Let me tell you a little story.  The names have been changed to protect the not-so-innocent and it's vague because I'm not really so great with specifics.

Let's call the subject of this story Steve.  Steve sent out a message asking how he could set up his corporate email on his iPad.  Unfortunately, instead of sending that message out to the proper person or mailing list in his company, he figured "bigger is better" and sent it out to as many people as he could - 4000 users seemed to be the limit, so Steve was sure to use up all the resources he could.


In 1989, it would have been a lot of paper.

This little action seems to be pretty innocuous at first, but it has huge ripple effects that still affected message delivery hours later.

The problem starts out simple.  Let's do a thought experiment so we can see the repercusions of this one message.

Let's assume that the mail server can do only one thing at a time, and that copying this first message to each user's mailbox and transmitting the message to the mail client takes about 500ms on average (it's got a lot of addresses, so there's a lot of text and transmitting it takes some time).  So for this first message, we're looking at roughly 30 minutes of the server's time to process and fully deliver the message.  Even if the server is provisioned to just handle normal traffic, this small spike will normalize reasonably quickly.

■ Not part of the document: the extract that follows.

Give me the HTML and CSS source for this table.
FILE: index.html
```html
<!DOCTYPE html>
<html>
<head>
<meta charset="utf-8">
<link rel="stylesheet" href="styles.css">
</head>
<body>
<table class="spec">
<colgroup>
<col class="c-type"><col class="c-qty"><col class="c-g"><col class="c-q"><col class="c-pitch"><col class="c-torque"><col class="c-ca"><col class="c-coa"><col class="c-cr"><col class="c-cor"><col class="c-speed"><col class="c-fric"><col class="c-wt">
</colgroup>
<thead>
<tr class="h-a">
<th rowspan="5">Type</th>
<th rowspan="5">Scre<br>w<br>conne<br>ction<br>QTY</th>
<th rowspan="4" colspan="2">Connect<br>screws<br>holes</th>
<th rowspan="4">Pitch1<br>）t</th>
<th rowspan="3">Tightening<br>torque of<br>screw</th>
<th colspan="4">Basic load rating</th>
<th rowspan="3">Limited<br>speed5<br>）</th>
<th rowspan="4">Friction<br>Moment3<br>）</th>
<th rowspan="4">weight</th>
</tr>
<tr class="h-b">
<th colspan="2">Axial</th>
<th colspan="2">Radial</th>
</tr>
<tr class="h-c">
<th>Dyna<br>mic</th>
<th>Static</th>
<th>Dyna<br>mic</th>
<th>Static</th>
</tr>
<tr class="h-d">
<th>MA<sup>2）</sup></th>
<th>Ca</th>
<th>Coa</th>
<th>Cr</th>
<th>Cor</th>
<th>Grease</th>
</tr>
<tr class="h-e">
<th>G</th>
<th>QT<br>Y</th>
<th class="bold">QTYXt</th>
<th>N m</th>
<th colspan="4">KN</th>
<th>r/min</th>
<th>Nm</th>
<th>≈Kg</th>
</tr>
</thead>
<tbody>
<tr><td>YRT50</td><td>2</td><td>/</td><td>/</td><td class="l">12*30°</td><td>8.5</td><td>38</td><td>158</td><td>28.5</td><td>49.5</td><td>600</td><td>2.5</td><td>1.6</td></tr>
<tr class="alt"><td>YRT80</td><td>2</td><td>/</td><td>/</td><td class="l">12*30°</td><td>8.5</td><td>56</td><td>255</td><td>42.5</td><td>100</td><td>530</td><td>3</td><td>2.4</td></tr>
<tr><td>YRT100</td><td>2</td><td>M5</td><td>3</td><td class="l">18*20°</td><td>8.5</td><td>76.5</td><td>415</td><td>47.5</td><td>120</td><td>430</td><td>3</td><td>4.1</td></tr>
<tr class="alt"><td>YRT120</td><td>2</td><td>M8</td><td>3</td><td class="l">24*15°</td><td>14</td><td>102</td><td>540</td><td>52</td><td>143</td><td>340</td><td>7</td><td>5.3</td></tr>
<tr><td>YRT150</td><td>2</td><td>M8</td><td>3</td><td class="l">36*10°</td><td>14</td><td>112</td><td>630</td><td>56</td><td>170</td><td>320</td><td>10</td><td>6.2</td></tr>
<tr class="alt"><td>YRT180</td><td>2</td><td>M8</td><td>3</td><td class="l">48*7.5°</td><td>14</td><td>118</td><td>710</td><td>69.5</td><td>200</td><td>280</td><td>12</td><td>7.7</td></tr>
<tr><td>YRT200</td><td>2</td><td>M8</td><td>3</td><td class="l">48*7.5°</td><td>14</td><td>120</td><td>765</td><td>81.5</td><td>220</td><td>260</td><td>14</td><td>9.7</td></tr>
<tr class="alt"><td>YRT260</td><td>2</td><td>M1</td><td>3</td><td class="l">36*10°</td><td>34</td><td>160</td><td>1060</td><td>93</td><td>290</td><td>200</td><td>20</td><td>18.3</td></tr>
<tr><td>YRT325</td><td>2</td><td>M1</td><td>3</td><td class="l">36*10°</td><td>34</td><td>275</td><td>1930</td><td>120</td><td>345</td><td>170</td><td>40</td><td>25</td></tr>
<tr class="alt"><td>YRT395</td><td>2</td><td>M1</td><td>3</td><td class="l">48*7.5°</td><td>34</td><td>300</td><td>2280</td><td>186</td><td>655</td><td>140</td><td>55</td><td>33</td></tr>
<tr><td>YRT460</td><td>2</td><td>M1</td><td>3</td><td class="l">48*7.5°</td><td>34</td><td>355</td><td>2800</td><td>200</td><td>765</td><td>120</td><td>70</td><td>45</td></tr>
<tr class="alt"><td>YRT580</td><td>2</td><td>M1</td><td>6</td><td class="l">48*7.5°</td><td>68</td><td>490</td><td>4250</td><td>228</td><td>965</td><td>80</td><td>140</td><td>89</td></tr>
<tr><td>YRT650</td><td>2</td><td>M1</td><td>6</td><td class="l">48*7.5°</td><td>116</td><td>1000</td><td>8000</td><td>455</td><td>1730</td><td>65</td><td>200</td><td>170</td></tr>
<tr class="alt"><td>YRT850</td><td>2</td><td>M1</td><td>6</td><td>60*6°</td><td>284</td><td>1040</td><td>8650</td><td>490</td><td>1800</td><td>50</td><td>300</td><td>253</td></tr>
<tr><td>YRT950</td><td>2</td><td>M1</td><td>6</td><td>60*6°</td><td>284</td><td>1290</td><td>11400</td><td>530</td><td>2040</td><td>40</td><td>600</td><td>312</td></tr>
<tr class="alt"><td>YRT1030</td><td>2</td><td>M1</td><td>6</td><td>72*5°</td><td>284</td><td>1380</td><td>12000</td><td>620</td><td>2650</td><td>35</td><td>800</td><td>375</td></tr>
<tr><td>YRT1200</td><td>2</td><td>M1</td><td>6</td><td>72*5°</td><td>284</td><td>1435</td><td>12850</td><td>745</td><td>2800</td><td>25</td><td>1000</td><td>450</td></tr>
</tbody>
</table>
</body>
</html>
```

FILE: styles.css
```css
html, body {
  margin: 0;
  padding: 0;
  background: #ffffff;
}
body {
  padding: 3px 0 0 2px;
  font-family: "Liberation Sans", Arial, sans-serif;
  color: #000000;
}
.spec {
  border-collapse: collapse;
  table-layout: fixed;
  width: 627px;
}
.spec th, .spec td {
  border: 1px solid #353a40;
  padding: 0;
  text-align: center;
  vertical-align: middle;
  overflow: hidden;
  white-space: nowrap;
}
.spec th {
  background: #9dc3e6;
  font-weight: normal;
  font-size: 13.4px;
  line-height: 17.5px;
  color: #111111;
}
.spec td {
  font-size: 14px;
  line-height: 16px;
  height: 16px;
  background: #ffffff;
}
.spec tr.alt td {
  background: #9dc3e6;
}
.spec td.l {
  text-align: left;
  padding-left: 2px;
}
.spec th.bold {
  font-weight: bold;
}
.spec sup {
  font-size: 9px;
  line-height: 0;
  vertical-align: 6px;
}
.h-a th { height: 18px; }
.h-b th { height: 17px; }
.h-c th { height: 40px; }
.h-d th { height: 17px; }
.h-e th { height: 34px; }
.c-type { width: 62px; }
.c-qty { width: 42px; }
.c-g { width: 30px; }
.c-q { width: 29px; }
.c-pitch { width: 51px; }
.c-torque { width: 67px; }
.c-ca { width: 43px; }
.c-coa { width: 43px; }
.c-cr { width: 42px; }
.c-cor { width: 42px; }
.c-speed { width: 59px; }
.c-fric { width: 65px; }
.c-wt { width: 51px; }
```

It's more like an "Oh, darn!" sort of problem at this point.

Unfortunately, this is not where the story ends.  Somebody had to reply-all to the message and repeat the same question.  Again, this isn't so bad - except that when you reply to a message, the header (the from / to / subject fields) is copied into the message.  This relatively small message is now about 250KB, due to all of the addresses that were in the original.  So assuming about double the time to deliver a message twice the first message's size, this second message should take about an hour to transmit fully.

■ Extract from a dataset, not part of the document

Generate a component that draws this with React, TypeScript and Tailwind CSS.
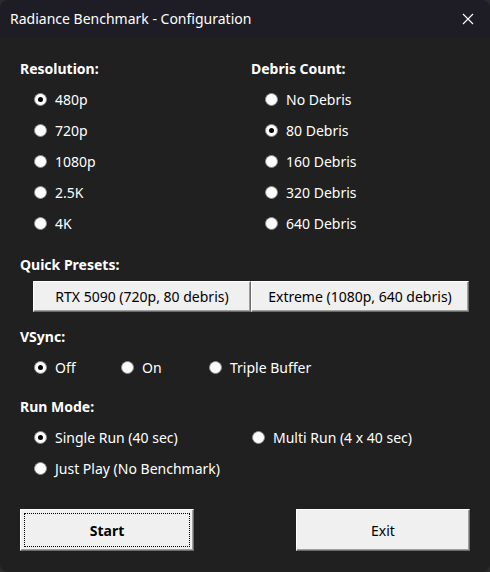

Of course nobody is content to be spammed like this and let it go, so somebody has to reply-all and ask to be removed from the conversation.  Now the message is about 750KB.  We're looking at 90 minutes at this point - to deliver one single message.  Keep in mind that each one of these is going to have a cumulative impact, so we're REALLY slowing down the server at this point.

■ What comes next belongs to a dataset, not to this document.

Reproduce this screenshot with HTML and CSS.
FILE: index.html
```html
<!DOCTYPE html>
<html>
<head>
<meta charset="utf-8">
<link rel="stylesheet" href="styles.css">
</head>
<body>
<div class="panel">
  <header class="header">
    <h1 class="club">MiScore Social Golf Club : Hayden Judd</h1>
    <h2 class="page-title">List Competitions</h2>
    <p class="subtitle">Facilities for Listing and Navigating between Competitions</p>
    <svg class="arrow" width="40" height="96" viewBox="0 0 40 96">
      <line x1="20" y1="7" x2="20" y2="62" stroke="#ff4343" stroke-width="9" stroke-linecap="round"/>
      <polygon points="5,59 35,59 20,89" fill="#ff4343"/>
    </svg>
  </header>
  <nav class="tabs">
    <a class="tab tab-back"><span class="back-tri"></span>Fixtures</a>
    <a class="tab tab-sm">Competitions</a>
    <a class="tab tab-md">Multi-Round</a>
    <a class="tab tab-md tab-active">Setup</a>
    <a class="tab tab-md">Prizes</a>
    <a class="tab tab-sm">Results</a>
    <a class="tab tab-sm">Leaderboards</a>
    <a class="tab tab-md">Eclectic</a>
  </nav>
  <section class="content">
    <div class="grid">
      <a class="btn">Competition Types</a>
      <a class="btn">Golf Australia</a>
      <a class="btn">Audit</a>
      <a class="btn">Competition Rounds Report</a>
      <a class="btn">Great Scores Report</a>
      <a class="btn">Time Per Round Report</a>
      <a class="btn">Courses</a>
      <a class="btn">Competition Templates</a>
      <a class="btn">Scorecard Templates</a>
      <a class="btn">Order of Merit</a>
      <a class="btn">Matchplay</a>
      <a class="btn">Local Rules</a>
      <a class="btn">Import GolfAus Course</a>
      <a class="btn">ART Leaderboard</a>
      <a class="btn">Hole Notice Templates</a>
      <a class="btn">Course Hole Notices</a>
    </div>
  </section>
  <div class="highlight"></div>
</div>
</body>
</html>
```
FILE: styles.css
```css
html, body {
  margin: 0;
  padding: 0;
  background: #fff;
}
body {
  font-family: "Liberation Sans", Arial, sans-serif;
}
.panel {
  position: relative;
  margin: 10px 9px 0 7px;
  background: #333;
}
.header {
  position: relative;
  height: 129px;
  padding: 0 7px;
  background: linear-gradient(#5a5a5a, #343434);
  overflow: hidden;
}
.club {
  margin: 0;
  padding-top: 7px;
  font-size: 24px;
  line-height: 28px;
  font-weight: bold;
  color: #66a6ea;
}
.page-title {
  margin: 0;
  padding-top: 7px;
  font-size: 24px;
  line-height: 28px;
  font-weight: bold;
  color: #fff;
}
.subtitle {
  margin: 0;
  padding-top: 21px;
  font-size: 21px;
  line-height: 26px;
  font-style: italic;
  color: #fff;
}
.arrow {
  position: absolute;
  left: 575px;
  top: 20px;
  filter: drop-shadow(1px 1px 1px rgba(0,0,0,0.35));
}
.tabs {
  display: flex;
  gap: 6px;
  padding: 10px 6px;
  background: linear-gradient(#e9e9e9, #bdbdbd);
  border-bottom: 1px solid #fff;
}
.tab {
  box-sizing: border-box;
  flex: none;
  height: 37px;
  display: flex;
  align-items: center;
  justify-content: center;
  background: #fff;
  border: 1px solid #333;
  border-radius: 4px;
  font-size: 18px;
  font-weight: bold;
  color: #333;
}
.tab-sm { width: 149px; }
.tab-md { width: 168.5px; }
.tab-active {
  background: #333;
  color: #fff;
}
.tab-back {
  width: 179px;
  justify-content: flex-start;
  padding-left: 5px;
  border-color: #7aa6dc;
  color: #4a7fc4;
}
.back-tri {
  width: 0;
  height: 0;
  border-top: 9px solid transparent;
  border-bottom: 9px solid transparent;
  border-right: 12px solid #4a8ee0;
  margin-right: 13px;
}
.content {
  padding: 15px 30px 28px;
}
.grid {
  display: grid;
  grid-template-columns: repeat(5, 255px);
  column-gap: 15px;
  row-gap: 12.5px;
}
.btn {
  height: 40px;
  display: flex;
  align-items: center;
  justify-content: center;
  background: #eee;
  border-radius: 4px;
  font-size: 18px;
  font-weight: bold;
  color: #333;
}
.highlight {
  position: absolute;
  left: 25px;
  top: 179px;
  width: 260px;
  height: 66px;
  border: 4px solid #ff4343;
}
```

Now we have to have the series of people complaining about people replying to all (quite ironically) by replying to all.


This picture is irony.

What makes it even worse is that a decent number of those addresses are group mailing lists - so there's a very good chance that we are looking at closer to 10,000 recipients instead of 4000.

All in all, at least a dozen separate messages were sent, the biggest of which was about 7 replies deep.  It's about 1.7MB in total size.  Sent to 4000 addresses.  Probably 10,000 recipients.  Even if every one of those recipients is on a 1Mbps connection, it's going to take about 15 total seconds per recipient just to transfer it - not to mention copying it to each mailbox.  This will ultimately end up costing about 17GB of space on the server - and that's just the ONE message.  It's not crazy to think that the rapidly filling disk on this server is only going to exacerbate the problem.


It's like crashing a train by screaming out questions about your seat belt.

At 4:30 PM people were still getting their other messages (you know, the important ones that don't have anything to do with how to set up an iPad) from 10:30 AM.

I really hope Steve didn't figure out how to get his email set up on his iPad - with two ways to send messages he might black out the entire continent.